═══ DATA EXTRACT

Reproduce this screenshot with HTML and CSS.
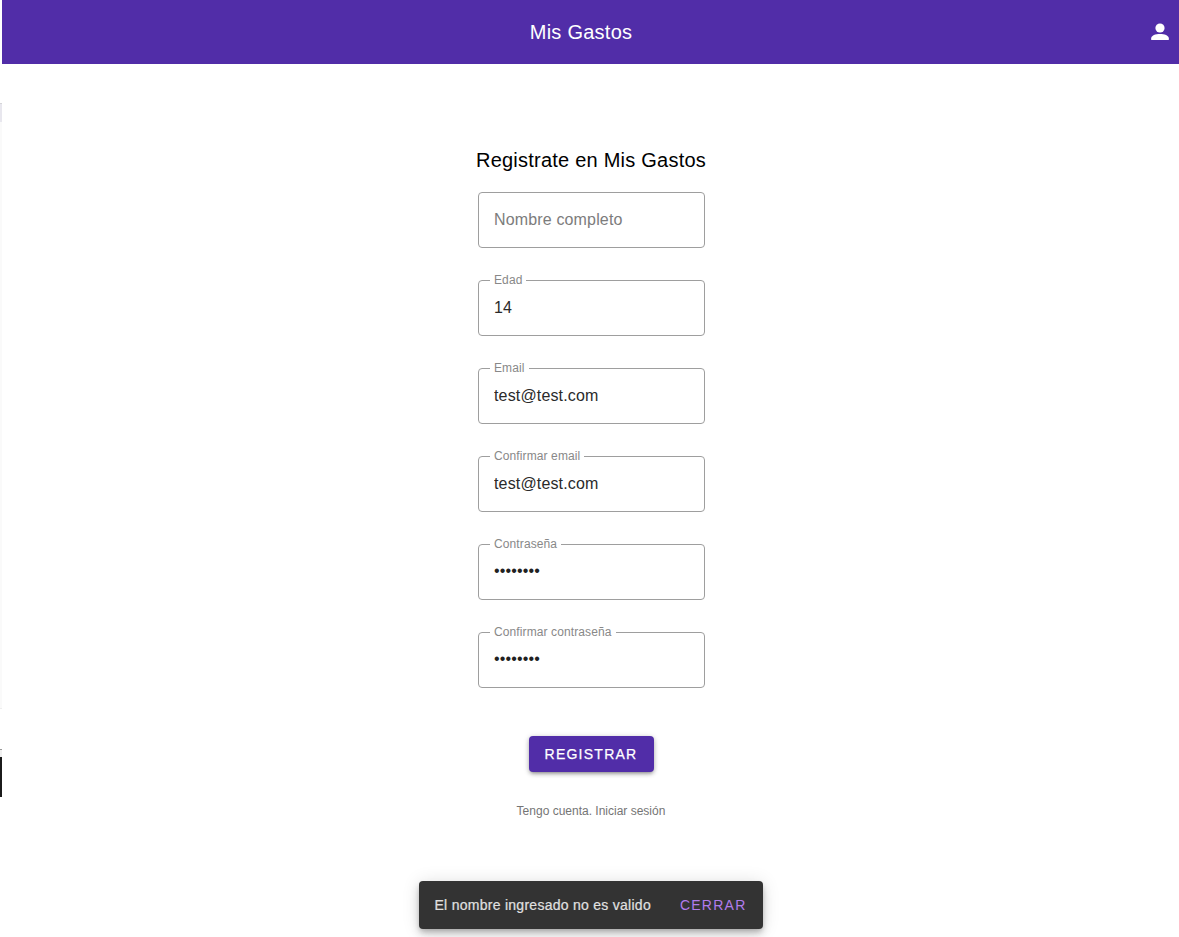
FILE: index.html
```html
<!DOCTYPE html>
<html lang="es">
<head>
<meta charset="utf-8">
<title>Mis Gastos</title>
<link rel="stylesheet" href="styles.css">
</head>
<body>
<div class="page-edge"><i class="edge-top"></i><i class="edge-panel"></i><i class="edge-line"></i><i class="edge-dark"></i></div>
<div class="app">
  <header class="toolbar">
    <h1 class="toolbar-title">Mis Gastos</h1>
    <svg class="user-icon" viewBox="0 0 24 24" width="24" height="24"><circle cx="12" cy="8" r="4.6"/><path d="M3.200 20v-1.700c0-2.900 4.400-4.300 8.800-4.300s8.800 1.400 8.800 4.300v1.700z"/></svg>
  </header>
  <form class="register">
    <h2 class="heading">Registrate en Mis Gastos</h2>
    <div class="field"><input class="field-input" type="text" placeholder="Nombre completo"></div>
    <fieldset class="field"><legend class="field-label">Edad</legend><input class="field-input" type="text" value="14"></fieldset>
    <fieldset class="field"><legend class="field-label">Email</legend><input class="field-input" type="text" value="test@test.com"></fieldset>
    <fieldset class="field"><legend class="field-label">Confirmar email</legend><input class="field-input" type="text" value="test@test.com"></fieldset>
    <fieldset class="field"><legend class="field-label">Contraseña</legend><input class="field-input password" type="password" value="12345678"></fieldset>
    <fieldset class="field"><legend class="field-label">Confirmar contraseña</legend><input class="field-input password" type="password" value="12345678"></fieldset>
    <button class="submit" type="button">REGISTRAR</button>
    <p class="login">Tengo cuenta. Iniciar sesión</p>
  </form>
  <div class="snackbar"><span class="message">El nombre ingresado no es valido</span><span class="close">CERRAR</span></div>
</div>
</body>
</html>
```
FILE: styles.css
```css
* { box-sizing: border-box; }
body {
  margin: 0;
  height: 937px;
  overflow: hidden;
  display: flex;
  background: #fff;
  font-family: "Liberation Sans", Arial, sans-serif;
}
.page-edge { width: 2px; display: flex; flex-direction: column; }
.edge-top { height: 19px; margin-top: 103px; background: #e8e7ee; border-top: 1px solid #d5d5d8; }
.edge-panel { height: 587px; background: #fafafa; border-bottom: 1px solid #eee; }
.edge-line { height: 8px; margin-top: 40px; border-top: 1px solid #999; background: #f0f0f0; }
.edge-dark { height: 40px; background: #1b1b1b; }
.app { flex: 1; display: flex; flex-direction: column; align-items: center; }
.toolbar {
  width: 100%;
  height: 64px;
  padding: 0 7px 0 31px;
  display: flex;
  align-items: center;
  background: #512da8;
  color: #fff;
}
.toolbar-title { flex: 1; margin: 0; padding-right: 19px; text-align: center; font: 400 20px/32px "Liberation Sans", Arial, sans-serif; letter-spacing: .25px; }
.user-icon { fill: #fff; }
.register { display: flex; flex-direction: column; align-items: center; padding: 80px 0 0 1px; }
.heading { margin: 0 0 16px; font: 400 20px/32px "Liberation Sans", Arial, sans-serif; letter-spacing: .23px; color: #000; white-space: nowrap; }
.field {
  width: 227px;
  height: 56px;
  margin: 0 0 32px;
  padding: 0;
  border: 1px solid #9e9e9e;
  border-radius: 4px;
}
fieldset.field { height: 62px; margin-top: -6px; }
.field-label {
  height: 13px;
  margin-left: 11px;
  padding: 0 4px 0 4.5px;
  font-size: 12px;
  line-height: 12px;
  letter-spacing: .11px;
  color: #888;
}
.field-input {
  display: block;
  width: 100%;
  height: 54px;
  padding: 0 15.5px;
  border: 0;
  outline: 0;
  background: transparent;
  font: 16px "Liberation Sans", Arial, sans-serif;
  letter-spacing: .15px;
  color: #2a2a2a;
}
.field-input::placeholder { color: #7c7c7c; }
fieldset .field-input { height: 42px; }
fieldset .password { padding-bottom: 2px; color: #212121; }
.submit {
  width: 125px;
  height: 36px;
  margin-top: 16px;
  padding: 0;
  border: 0;
  border-radius: 4px;
  background: #512da8;
  color: #fff;
  font: 400 14px "Liberation Sans", Arial, sans-serif;
  letter-spacing: 1.25px;
  -webkit-text-stroke: .25px #fff;
  box-shadow: 0 3px 3px -2px rgba(0,0,0,.2), 0 2px 4px rgba(0,0,0,.22), 0 1px 6px rgba(0,0,0,.15);
}
.login { margin: 29px 0 0; font-size: 12px; line-height: 20px; color: #757575; }
.snackbar {
  width: 344px;
  height: 48px;
  margin-top: auto;
  margin-bottom: 8px;
  padding: 0 16px;
  display: flex;
  align-items: center;
  justify-content: space-between;
  border-radius: 4px;
  background: #333;
  font-size: 14px;
  white-space: nowrap;
  box-shadow: 0 3px 5px -1px rgba(0,0,0,.2), 0 6px 10px rgba(0,0,0,.14), 0 1px 18px rgba(0,0,0,.12);
}
.message { color: #e0e0e0; letter-spacing: .27px; -webkit-text-stroke: .2px #e0e0e0; }
.close { color: #b17cec; letter-spacing: 1.25px; }
```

══════

# WRITTEN REQUEST:
The data above needs to be retyped exactly, with the images left out.

# REPLY:
Reproduce this screenshot with HTML and CSS.
FILE: index.html
```html
<!DOCTYPE html>
<html lang="es">
<head>
<meta charset="utf-8">
<title>Mis Gastos</title>
<link rel="stylesheet" href="styles.css">
</head>
<body>
<div class="page-edge"><i class="edge-top"></i><i class="edge-panel"></i><i class="edge-line"></i><i class="edge-dark"></i></div>
<div class="app">
  <header class="toolbar">
    <h1 class="toolbar-title">Mis Gastos</h1>
    <svg class="user-icon" viewBox="0 0 24 24" width="24" height="24"><circle cx="12" cy="8" r="4.6"/><path d="M3.200 20v-1.700c0-2.900 4.400-4.300 8.800-4.300s8.800 1.400 8.800 4.300v1.700z"/></svg>
  </header>
  <form class="register">
    <h2 class="heading">Registrate en Mis Gastos</h2>
    <div class="field"><input class="field-input" type="text" placeholder="Nombre completo"></div>
    <fieldset class="field"><legend class="field-label">Edad</legend><input class="field-input" type="text" value="14"></fieldset>
    <fieldset class="field"><legend class="field-label">Email</legend><input class="field-input" type="text" value="test@test.com"></fieldset>
    <fieldset class="field"><legend class="field-label">Confirmar email</legend><input class="field-input" type="text" value="test@test.com"></fieldset>
    <fieldset class="field"><legend class="field-label">Contraseña</legend><input class="field-input password" type="password" value="12345678"></fieldset>
    <fieldset class="field"><legend class="field-label">Confirmar contraseña</legend><input class="field-input password" type="password" value="12345678"></fieldset>
    <button class="submit" type="button">REGISTRAR</button>
    <p class="login">Tengo cuenta. Iniciar sesión</p>
  </form>
  <div class="snackbar"><span class="message">El nombre ingresado no es valido</span><span class="close">CERRAR</span></div>
</div>
</body>
</html>
```
FILE: styles.css
```css
* { box-sizing: border-box; }
body {
  margin: 0;
  height: 937px;
  overflow: hidden;
  display: flex;
  background: #fff;
  font-family: "Liberation Sans", Arial, sans-serif;
}
.page-edge { width: 2px; display: flex; flex-direction: column; }
.edge-top { height: 19px; margin-top: 103px; background: #e8e7ee; border-top: 1px solid #d5d5d8; }
.edge-panel { height: 587px; background: #fafafa; border-bottom: 1px solid #eee; }
.edge-line { height: 8px; margin-top: 40px; border-top: 1px solid #999; background: #f0f0f0; }
.edge-dark { height: 40px; background: #1b1b1b; }
.app { flex: 1; display: flex; flex-direction: column; align-items: center; }
.toolbar {
  width: 100%;
  height: 64px;
  padding: 0 7px 0 31px;
  display: flex;
  align-items: center;
  background: #512da8;
  color: #fff;
}
.toolbar-title { flex: 1; margin: 0; padding-right: 19px; text-align: center; font: 400 20px/32px "Liberation Sans", Arial, sans-serif; letter-spacing: .25px; }
.user-icon { fill: #fff; }
.register { display: flex; flex-direction: column; align-items: center; padding: 80px 0 0 1px; }
.heading { margin: 0 0 16px; font: 400 20px/32px "Liberation Sans", Arial, sans-serif; letter-spacing: .23px; color: #000; white-space: nowrap; }
.field {
  width: 227px;
  height: 56px;
  margin: 0 0 32px;
  padding: 0;
  border: 1px solid #9e9e9e;
  border-radius: 4px;
}
fieldset.field { height: 62px; margin-top: -6px; }
.field-label {
  height: 13px;
  margin-left: 11px;
  padding: 0 4px 0 4.5px;
  font-size: 12px;
  line-height: 12px;
  letter-spacing: .11px;
  color: #888;
}
.field-input {
  display: block;
  width: 100%;
  height: 54px;
  padding: 0 15.5px;
  border: 0;
  outline: 0;
  background: transparent;
  font: 16px "Liberation Sans", Arial, sans-serif;
  letter-spacing: .15px;
  color: #2a2a2a;
}
.field-input::placeholder { color: #7c7c7c; }
fieldset .field-input { height: 42px; }
fieldset .password { padding-bottom: 2px; color: #212121; }
.submit {
  width: 125px;
  height: 36px;
  margin-top: 16px;
  padding: 0;
  border: 0;
  border-radius: 4px;
  background: #512da8;
  color: #fff;
  font: 400 14px "Liberation Sans", Arial, sans-serif;
  letter-spacing: 1.25px;
  -webkit-text-stroke: .25px #fff;
  box-shadow: 0 3px 3px -2px rgba(0,0,0,.2), 0 2px 4px rgba(0,0,0,.22), 0 1px 6px rgba(0,0,0,.15);
}
.login { margin: 29px 0 0; font-size: 12px; line-height: 20px; color: #757575; }
.snackbar {
  width: 344px;
  height: 48px;
  margin-top: auto;
  margin-bottom: 8px;
  padding: 0 16px;
  display: flex;
  align-items: center;
  justify-content: space-between;
  border-radius: 4px;
  background: #333;
  font-size: 14px;
  white-space: nowrap;
  box-shadow: 0 3px 5px -1px rgba(0,0,0,.2), 0 6px 10px rgba(0,0,0,.14), 0 1px 18px rgba(0,0,0,.12);
}
.message { color: #e0e0e0; letter-spacing: .27px; -webkit-text-stroke: .2px #e0e0e0; }
.close { color: #b17cec; letter-spacing: 1.25px; }
```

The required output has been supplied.